Rolle says his passion to help others initially became clear several years ago when he cried about a waitress he didn’t know who seemed be “full of suffering and sadness.”
“Why am I feeling this way? I’ve never felt this way about a stranger,” Rolle pondered. “Why am I hurting? Why is my soul hurting?”
Rolle sought help from Florida State defensive coordinator Micky Andrews who was able to offer some guidance.
“Andrews talked about the Bible,” wrote ESPN’s Wright Thompson, “and he told Rolle that he had an uncontrollable love, and that God wanted him to see this woman and feel her pain and be inspired to do something. God, his coach told him, wants you to help her. … [Rolle] didn’t need to know someone to love them, to want to serve them. Feeling the link between two souls who walked different lives, and had different backgrounds, changed him.”
Rolle has since become very religious and frequently mentions biblical phrases on his Instagram posts.

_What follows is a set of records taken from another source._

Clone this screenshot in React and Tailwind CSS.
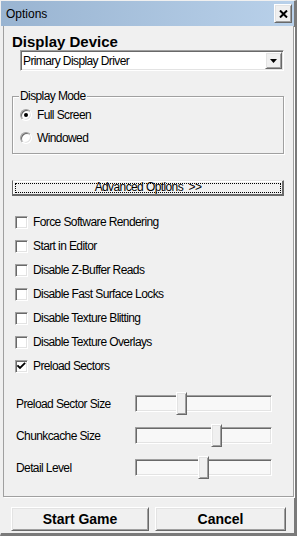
import React from 'react';

const ui = "font-['Liberation_Sans',Arial,sans-serif] text-[12px] tracking-[-0.6px] text-black";

const raised = "border border-t-white border-l-white border-r-[#696969] border-b-[#696969] shadow-[inset_1px_1px_0_#e3e3e3,inset_-1px_-1px_0_#a0a0a0] bg-[#f0f0f0]";
const sunken = "border border-t-[#a0a0a0] border-l-[#a0a0a0] border-r-white border-b-white shadow-[inset_1px_1px_0_#696969,inset_-1px_-1px_0_#e3e3e3]";

const Radio = ({ label, checked }) => (
  <div className="flex items-center h-[16px]">
    <div className="w-[12px] h-[12px] rounded-full border border-t-[#a0a0a0] border-l-[#a0a0a0] border-r-white border-b-white bg-white shadow-[inset_1px_1px_0_#696969,inset_-1px_-1px_0_#e3e3e3] flex items-center justify-center">
      {checked && <div className="w-[4px] h-[4px] rounded-full bg-black" />}
    </div>
    <span className="ml-[5px] leading-[16px] whitespace-nowrap">{label}</span>
  </div>
);

const Check = ({ label, checked }) => (
  <div className="flex items-center h-[24px] pl-[11px]">
    <div className={`w-[13px] h-[13px] bg-white ${sunken}`}>
      {checked && (
        <svg width="11" height="11" viewBox="0 0 11 11">
          <path d="M2 5 L4 7 L8.5 2.5" fill="none" stroke="black" strokeWidth="1.8" strokeLinecap="square" />
        </svg>
      )}
    </div>
    <span className="ml-[5px] leading-[16px] whitespace-nowrap">{label}</span>
  </div>
);

const Slider = ({ label, pos }) => (
  <div className="flex items-center h-[17px]">
    <span className="w-[131px] pl-[12px] leading-[16px] whitespace-nowrap">{label}</span>
    <div className={`relative w-[137px] h-[17px] bg-[#f8f8f8] ${sunken}`}>
      <div
        className={`absolute top-[-4px] w-[11px] h-[23px] ${raised}`}
        style={{ left: pos }}
      />
    </div>
  </div>
);

export default function App() {
  return (
    <div className={`w-[297px] h-[536px] bg-[#f0f0f0] flex flex-col border-l border-t border-l-[#f0f0f0] border-t-[#f0f0f0] border-r-[3px] border-b-[3px] border-r-[#7a7a7a] border-b-[#7a7a7a] ${ui}`}>
      {/* title bar */}
      <div className="h-[25px] flex items-center justify-between pl-[5px] pr-[2px] bg-gradient-to-r from-[#99b4d1] to-[#b9d1ea]">
        <span className="text-[12px] tracking-normal leading-[14px]">Options</span>
        <div className={`w-[18px] h-[19px] flex items-center justify-center ${raised}`}>
          <svg width="9" height="8" viewBox="0 0 9 8">
            <path d="M1 0.5 L8 7.5 M8 0.5 L1 7.5" stroke="black" strokeWidth="2" />
          </svg>
        </div>
      </div>

      {/* main panel */}
      <div className="ml-[2px] h-[471px] border border-t-0 border-[#a0a0a0] shadow-[1px_1px_0_white] flex flex-col">
        <div className="mt-[8px] pl-[8px] font-bold text-[15px] tracking-normal leading-[16px]">
          Display Device
        </div>

        <div className={`ml-[16px] w-[264px] h-[21px] bg-white flex items-center justify-between pl-[2px] pr-[1px] ${sunken}`}>
          <span className="leading-[16px] whitespace-nowrap">Primary Display Driver</span>
          <div className={`w-[17px] h-[17px] flex items-center justify-center ${raised}`}>
            <svg width="7" height="4" viewBox="0 0 7 4">
              <path d="M0 0 H7 L3.5 4 Z" fill="black" />
            </svg>
          </div>
        </div>

        <div className="relative ml-[8px] mt-[25px] w-[272px] h-[58px] border border-[#a0a0a0] shadow-[1px_1px_0_white,inset_1px_1px_0_white] pl-[7px] pt-[10px] flex flex-col gap-[7px]">
          <span className="absolute left-[6px] top-[-9px] px-[1px] bg-[#f0f0f0] leading-[16px] whitespace-nowrap">Display Mode</span>
          <Radio label="Full Screen" checked />
          <Radio label="Windowed" />
        </div>

        <div className="ml-[8px] mt-[26px] w-[272px] h-[16px] border border-t-[#e3e3e3] border-l-[#696969] border-r-[#696969] border-b-[#696969] shadow-[inset_-1px_-1px_0_#696969,inset_1px_1px_0_white] p-[2px]">
          <div className="h-full border border-dotted border-black flex items-center justify-center">
            <span className="leading-[12px] mt-[-3px] whitespace-nowrap">Advanced Options&nbsp;&nbsp;&gt;&gt;</span>
          </div>
        </div>

        <div className="mt-[14px] flex flex-col">
          <Check label="Force Software Rendering" />
          <Check label="Start in Editor" />
          <Check label="Disable Z-Buffer Reads" />
          <Check label="Disable Fast Surface Locks" />
          <Check label="Disable Texture Blitting" />
          <Check label="Disable Texture Overlays" />
          <Check label="Preload Sectors" checked />
        </div>

        <div className="mt-[17px] flex flex-col gap-[15px]">
          <Slider label="Preload Sector Size" pos={40} />
          <Slider label="Chunkcache Size" pos={75} />
          <Slider label="Detail Level" pos={62} />
        </div>
      </div>

      {/* buttons */}
      <div className="mt-[10px] flex pl-[10px] gap-[6px]">
        <button className={`w-[138px] h-[24px] font-bold text-[14px] tracking-normal leading-[16px] ${raised}`}>
          Start Game
        </button>
        <button className={`w-[131px] h-[24px] font-bold text-[14px] tracking-normal leading-[16px] ${raised}`}>
          Cancel
        </button>
      </div>
    </div>
  );
}
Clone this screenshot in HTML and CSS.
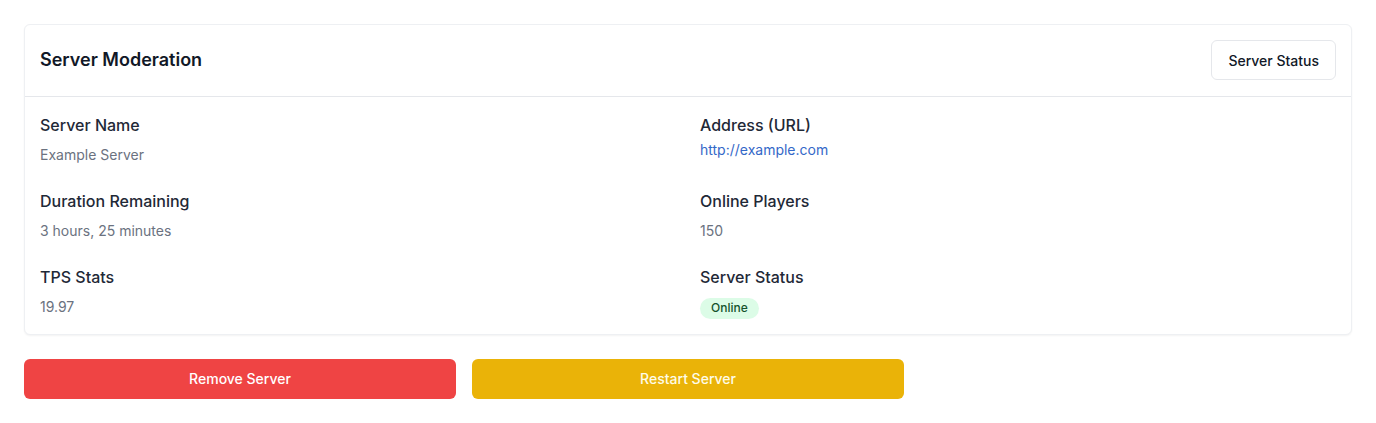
FILE: index.html
```html
<!DOCTYPE html>
<html lang="en">
<head>
<meta charset="utf-8">
<title>Server Moderation</title>
<link rel="stylesheet" href="styles.css">
</head>
<body>
<main class="page">
  <section class="card">
    <header class="card-header">
      <h2 class="card-title">Server Moderation</h2>
      <button class="btn-outline" type="button">Server Status</button>
    </header>
    <div class="card-body">
      <div class="field">
        <div class="label">Server Name</div>
        <div class="value">Example Server</div>
      </div>
      <div class="field">
        <div class="label">Address (URL)</div>
        <a class="link" href="#">http://example.com</a>
      </div>
      <div class="field">
        <div class="label">Duration Remaining</div>
        <div class="value">3 hours, 25 minutes</div>
      </div>
      <div class="field">
        <div class="label">Online Players</div>
        <div class="value">150</div>
      </div>
      <div class="field">
        <div class="label">TPS Stats</div>
        <div class="value">19.97</div>
      </div>
      <div class="field">
        <div class="label">Server Status</div>
        <div class="value"><span class="badge">Online</span></div>
      </div>
    </div>
  </section>
  <div class="actions">
    <button class="btn btn-red" type="button">Remove Server</button>
    <button class="btn btn-yellow" type="button">Restart Server</button>
  </div>
</main>
</body>
</html>
```
FILE: styles.css
```css
* { box-sizing: border-box; }
html, body { margin: 0; padding: 0; background: #ffffff; }
body {
  font-family: Inter, "Noto Sans", "Liberation Sans", sans-serif;
  color: #111827;
  -webkit-font-smoothing: antialiased;
}
.page { padding: 24px; }
.card {
  border: 1px solid #eef0f3;
  border-radius: 6px;
  background: #fff;
  box-shadow: 0 1px 2px rgba(0,0,0,0.05);
}
.card-header {
  display: flex;
  align-items: center;
  justify-content: space-between;
  padding: 15px 15px 16px 15px;
  border-bottom: 1px solid #e5e7eb;
}
.card-title {
  margin: 0;
  font-size: 18px;
  line-height: 28px;
  font-weight: 600;
  color: #111827;
}
.btn-outline {
  height: 40px;
  padding: 0 16px;
  border: 1px solid #e5e7eb;
  border-radius: 6px;
  background: #fff;
  font-family: inherit;
  font-size: 14px;
  font-weight: 500;
  color: #111827;
}
.card-body {
  display: grid;
  grid-template-columns: 1fr 1fr;
  column-gap: 24px;
  row-gap: 24px;
  padding: 16px 15px 15px 15px;
}
.field { display: flex; flex-direction: column; align-items: flex-start; }
.label {
  font-size: 16px;
  line-height: 24px;
  font-weight: 500;
  color: #1f2937;
}
.value {
  margin-top: 8px;
  font-size: 14px;
  line-height: 20px;
  color: #6b7280;
}
.link {
  margin-top: 3px;
  font-size: 14px;
  line-height: 20px;
  color: #3468c8;
  text-decoration: none;
}
.badge {
  display: inline-flex;
  align-items: center;
  height: 21px;
  padding: 0 11px;
  border-radius: 9999px;
  background: #dcfce7;
  color: #14532d;
  font-size: 12px;
  font-weight: 500;
  line-height: 16px;
}
.actions {
  display: grid;
  grid-template-columns: repeat(3, 1fr);
  gap: 16px;
  margin-top: 24px;
}
.btn {
  height: 40px;
  border: 0;
  border-radius: 6px;
  font-family: inherit;
  font-size: 14px;
  font-weight: 500;
  color: #ffffff;
}
.btn-red { background: #ef4444; }
.btn-yellow { background: #eab308; color: #fefce8; }
```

The 33-year-old later noted that it was challenging to choose one path over the other, a football player or a doctor. Rolle recounted a story that involved him assisting in a surgery to remove a brain tumor from a child in 2017.
“I obviously felt adrenaline rushes playing football, and I felt big when I made a big play and the crowd is going wild,” he said. “But there was never anything like that, where the feeling just completely took over my whole body. It was like, this is it. This is the calling.
He later added, “Maybe football happened because I’m big, fast, tall, whatever. Maybe God put that in me because these are my physical attributes, and I had a mind for the game. But I don’t know if everyone finds that thing where just their whole body becomes so charged up.”